In today’s announcements, George Osborne reported that “Britain is open for business” with SMEs set to benefit from cuts to Corporation Tax and a set Annual Investment Allowance of £200k. However, an increase in the national living wage next April “could hit some small businesses hard in certain sectors,” warned Mike Cherry, Policy Director for the Federation of Small Businesses (FSB).
For businesses, today’s budget contained a mixed bag of challenges and as many SMEs continue to develop their business plans what difference will it make? The key points are summarised below:
- The UK economy grew by 3% in 2014, faster than any other advanced economy and is forecast to grow by 2.4% in 2015, 2.3% in 2016, and 2.4% in 2017.
- The Office for Budget Responsibility (OBR) predicts another 1m jobs will be created over the next five years, George Osborne is targeting full employment and wants to create another 2m jobs.
- The budget deficit will fall to 2.2% of GDP in 2016-17, 1.2% in 2017-18, 0.3% in 2018-19.
- Government will run a surplus of 0.4% of GDP in 2019-20 and 0.5% in 2020-21 according to forecasts.
- Public sector pay rises will be capped at 1% per year until 2019.
- There will be a new National Living Wage of £7.20/hr from next April which will be compulsory for over 25s. This will reach £9/hr by 2020.
- Tax-free personal allowance will be raised from £10,600 to £11,000 next year.
- Corporation Tax is currently 21%, the joint lowest rate in G20, and it will be cut to 19% in 2017, and then 18% from 2020.
- Fall in NI contributions for small businesses, with £3k employment allowance. This means that a small firm can hire four full time employees on the National Living Wage and pay no national insurance.

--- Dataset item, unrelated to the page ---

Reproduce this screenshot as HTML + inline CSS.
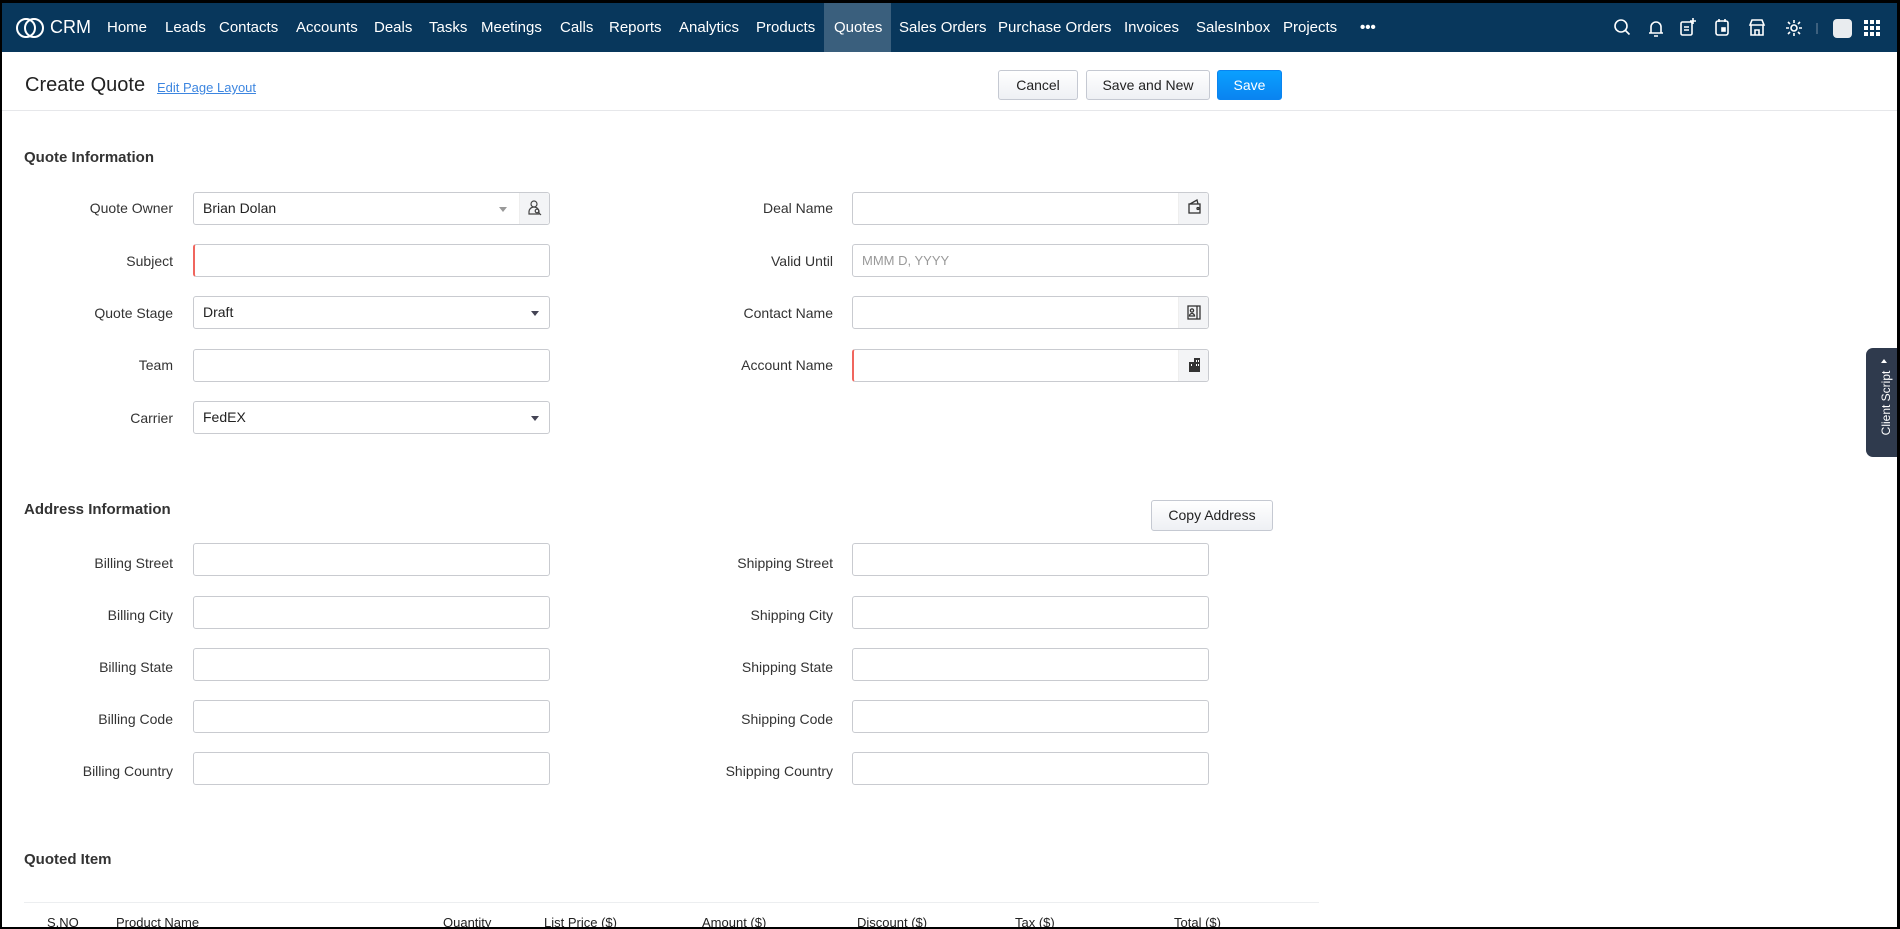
<!DOCTYPE html>
<html><head><meta charset="utf-8"><style>
*{box-sizing:border-box;margin:0;padding:0}
body{width:1900px;height:929px;overflow:hidden;background:#000;font-family:"Liberation Sans",sans-serif;position:relative}
#page{position:absolute;left:2px;top:3px;width:1895px;height:924px;background:#fff;overflow:hidden}
.a{position:absolute}
#nav{left:0;top:0;width:1895px;height:49px;background:#08375c}
.ni{position:absolute;top:0;height:49px;line-height:49px;color:#fff;font-size:15px;white-space:nowrap}
.lbl{position:absolute;font-size:14px;color:#333;text-align:right;width:200px;line-height:20px}
.in{position:absolute;height:33px;border:1px solid #c9cbd0;border-radius:3px;background:#fff;font-size:14px;color:#222;line-height:31px;padding-left:9px}
.req{border-left:2px solid #f0665e}
.side{position:absolute;right:0;top:0;width:30px;height:31px;background:#f3f4f6;border-left:1px solid #eee;border-radius:0 3px 3px 0}
.h{position:absolute;font-size:15px;font-weight:bold;color:#333}
.btn{position:absolute;height:30px;border:1px solid #c5c9d2;border-radius:3px;background:linear-gradient(#fff,#eef0f4);font-size:14px;color:#222;text-align:center;line-height:28px}
.th{position:absolute;top:912px;font-size:13px;color:#222}
.caret{position:absolute;width:0;height:0;border-left:4px solid transparent;border-right:4px solid transparent;border-top:5px solid #445}
</style></head><body><div id="page">
<div id="nav" class="a">
<svg class="a" style="left:13px;top:13px" width="30" height="24" viewBox="0 0 30 24"><g fill="none" stroke="#fff" stroke-width="2"><circle cx="11" cy="12" r="9"/><circle cx="19" cy="12" r="9"/></g></svg>
<div class="ni" style="left:48px;font-size:18px">CRM</div>
<div class="ni" style="left:105px">Home</div>
<div class="ni" style="left:163px">Leads</div>
<div class="ni" style="left:217px">Contacts</div>
<div class="ni" style="left:294px">Accounts</div>
<div class="ni" style="left:372px">Deals</div>
<div class="ni" style="left:427px">Tasks</div>
<div class="ni" style="left:479px">Meetings</div>
<div class="ni" style="left:558px">Calls</div>
<div class="ni" style="left:607px">Reports</div>
<div class="ni" style="left:677px">Analytics</div>
<div class="ni" style="left:754px">Products</div>
<div class="a" style="left:822px;top:0;width:67px;height:49px;background:#3a5f7d"></div>
<div class="ni" style="left:832px">Quotes</div>
<div class="ni" style="left:897px">Sales Orders</div>
<div class="ni" style="left:996px">Purchase Orders</div>
<div class="ni" style="left:1122px">Invoices</div>
<div class="ni" style="left:1194px">SalesInbox</div>
<div class="ni" style="left:1281px">Projects</div>
<div class="ni" style="left:1358px;font-weight:bold">•••</div>
<svg class="a" style="left:1610px;top:14px" width="270" height="22" viewBox="0 0 270 22"><g fill="none" stroke="#fff" stroke-width="1.6">
<circle cx="9" cy="9" r="6"/><path d="M13.5 13.5l4 4"/>
<path d="M39 16V10a5 5 0 0 1 10 0v6h2H37zM42 19h4"/>
<rect x="69" y="5" width="11" height="13" rx="1.5"/><path d="M72 10h5M72 13h5M81 1v6M78 4h6"/>
<rect x="104" y="4" width="12" height="14" rx="2"/><path d="M107 2v3M113 2v3"/><rect x="110" y="11" width="3" height="3" fill="#fff"/>
<path d="M138 8l2-5h10l2 5zM139 8v10h12V8M143 18v-5h4v5"/>
<circle cx="182" cy="11" r="3"/><path d="M182 3v3M182 16v3M174 11h3M187 11h3M176 5l2 2M186 15l2 2M176 17l2-2M186 7l2-2"/>
</g><path d="M205 6v11" stroke="#4f6f8a" stroke-width="1.5"/>
<rect x="221" y="2" width="19" height="19" rx="4" fill="#e9ecef"/>
<g fill="#fff"><rect x="252" y="3" width="4" height="4"/><rect x="258" y="3" width="4" height="4"/><rect x="264" y="3" width="4" height="4"/><rect x="252" y="9" width="4" height="4"/><rect x="258" y="9" width="4" height="4"/><rect x="264" y="9" width="4" height="4"/><rect x="252" y="15" width="4" height="4"/><rect x="258" y="15" width="4" height="4"/><rect x="264" y="15" width="4" height="4"/></g></svg>
</div>
<div class="a" style="left:23px;top:71px;font-size:20px;color:#222">Create Quote</div>
<div class="a" style="left:155px;top:77px;font-size:13px;color:#3d86e0;text-decoration:underline">Edit Page Layout</div>
<div class="btn" style="left:996px;top:67px;width:80px">Cancel</div>
<div class="btn" style="left:1084px;top:67px;width:124px">Save and New</div>
<div class="btn" style="left:1215px;top:67px;width:65px;background:linear-gradient(#0aa0ff,#0a84f0);border-color:#0a84f0;color:#fff">Save</div>
<div class="a" style="left:0;top:107px;width:1895px;height:1px;background:#e6e7ea"></div>

<div class="h" style="left:22px;top:146px">Quote Information</div>
<div class="lbl" style="left:-29px;top:195px">Quote Owner</div>
<div class="in" style="left:191px;top:189px;width:357px">Brian Dolan<div class="caret" style="right:42px;top:14px;border-top-color:#999"></div><div class="side"><svg width="30" height="31"><g fill="none" stroke="#444" stroke-width="1.2"><circle cx="14" cy="11" r="3"/><path d="M9 21v-2a5 5 0 0 1 10 0v2zM18 19l3 3"/><circle cx="17" cy="18" r="1.8"/></g></svg></div></div>
<div class="lbl" style="left:-29px;top:248px">Subject</div>
<div class="in req" style="left:191px;top:241px;width:357px"></div>
<div class="lbl" style="left:-29px;top:300px">Quote Stage</div>
<div class="in" style="left:191px;top:293px;width:357px">Draft<div class="caret" style="right:10px;top:14px"></div></div>
<div class="lbl" style="left:-29px;top:352px">Team</div>
<div class="in" style="left:191px;top:346px;width:357px"></div>
<div class="lbl" style="left:-29px;top:405px">Carrier</div>
<div class="in" style="left:191px;top:398px;width:357px">FedEX<div class="caret" style="right:10px;top:14px"></div></div>

<div class="lbl" style="left:631px;top:195px">Deal Name</div>
<div class="in" style="left:850px;top:189px;width:357px"><div class="side"><svg width="30" height="31"><g fill="none" stroke="#333" stroke-width="1.3"><rect x="10" y="11" width="11" height="9"/><path d="M11 11l7-4 1 4"/><circle cx="19" cy="15.5" r="1"/></g></svg></div></div>
<div class="lbl" style="left:631px;top:248px">Valid Until</div>
<div class="in" style="left:850px;top:241px;width:357px;color:#999;font-size:13px">MMM D, YYYY</div>
<div class="lbl" style="left:631px;top:300px">Contact Name</div>
<div class="in" style="left:850px;top:293px;width:357px"><div class="side"><svg width="30" height="31"><g fill="none" stroke="#333" stroke-width="1.3"><rect x="9" y="9" width="12" height="13"/><circle cx="13" cy="13.5" r="1.6"/><path d="M10.5 19a2.5 2.5 0 0 1 5 0zM18 9v13"/></g></svg></div></div>
<div class="lbl" style="left:631px;top:352px">Account Name</div>
<div class="in req" style="left:850px;top:346px;width:357px"><div class="side"><svg width="30" height="31"><g fill="#333"><rect x="10" y="12" width="5" height="10"/><rect x="15" y="8" width="6" height="14"/></g><g fill="#fff"><rect x="17" y="10" width="1" height="2"/><rect x="19" y="10" width="1" height="2"/><rect x="17" y="14" width="1" height="2"/><rect x="19" y="14" width="1" height="2"/><rect x="12" y="14" width="1" height="2"/></g></svg></div></div>

<div class="h" style="left:22px;top:498px">Address Information</div>
<div class="btn" style="left:1149px;top:497px;width:122px;height:31px">Copy Address</div>
<div class="lbl" style="left:-29px;top:550px">Billing Street</div>
<div class="in" style="left:191px;top:540px;width:357px"></div>
<div class="lbl" style="left:-29px;top:602px">Billing City</div>
<div class="in" style="left:191px;top:593px;width:357px"></div>
<div class="lbl" style="left:-29px;top:654px">Billing State</div>
<div class="in" style="left:191px;top:645px;width:357px"></div>
<div class="lbl" style="left:-29px;top:706px">Billing Code</div>
<div class="in" style="left:191px;top:697px;width:357px"></div>
<div class="lbl" style="left:-29px;top:758px">Billing Country</div>
<div class="in" style="left:191px;top:749px;width:357px"></div>
<div class="lbl" style="left:631px;top:550px">Shipping Street</div>
<div class="in" style="left:850px;top:540px;width:357px"></div>
<div class="lbl" style="left:631px;top:602px">Shipping City</div>
<div class="in" style="left:850px;top:593px;width:357px"></div>
<div class="lbl" style="left:631px;top:654px">Shipping State</div>
<div class="in" style="left:850px;top:645px;width:357px"></div>
<div class="lbl" style="left:631px;top:706px">Shipping Code</div>
<div class="in" style="left:850px;top:697px;width:357px"></div>
<div class="lbl" style="left:631px;top:758px">Shipping Country</div>
<div class="in" style="left:850px;top:749px;width:357px"></div>

<div class="h" style="left:22px;top:848px">Quoted Item</div>
<div class="a" style="left:22px;top:899px;width:1295px;height:1px;background:#eceef0"></div>
<div class="th" style="left:45px">S.NO</div>
<div class="th" style="left:114px">Product Name</div>
<div class="th" style="left:441px">Quantity</div>
<div class="th" style="left:542px">List Price ($)</div>
<div class="th" style="left:700px">Amount ($)</div>
<div class="th" style="left:855px">Discount ($)</div>
<div class="th" style="left:1013px">Tax ($)</div>
<div class="th" style="left:1172px">Total ($)</div>

<div class="a" style="left:1864px;top:345px;width:35px;height:109px;background:#2f3a4d;border-radius:7px 0 0 7px"></div>
<div class="a" style="left:1849px;top:390px;width:70px;height:20px;transform:rotate(-90deg);color:#fff;font-size:12px;text-align:center;line-height:20px">Client Script</div>
<div class="a" style="left:1879px;top:356px;width:0;height:0;border-left:3px solid transparent;border-right:3px solid transparent;border-bottom:4px solid #fff"></div>
</div></body></html>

- Annual Investment Allowance will be set at £200k permanently from January 2016.
- The number of apprenticeships has already doubled to 2m; this will increase to 3m.
- Apprenticeship levy on large firms, those firms which train apprentices receive more money than they put in.
- 18-21 year olds must “earn or learn” and will lose their automatic entitlement to housing benefits.
- From 2017, working parents of 3-4 year olds must work if they want universal benefit but will receive 30 hours of free childcare a week compared to 15 hours currently.
- Government consulting on new ISA-style pension where savers pay tax on the income they put in, not when they take it out.
- New 8% tax on banks’ profits from January 2016.
- Fuel duty has been frozen for another year.
- Power to set Sunday trading hours will devolve to counties and mayors in England.
- Working-age benefits to be frozen for four years - including tax credits and local housing allowance, but maternity pay and disability benefits exempted.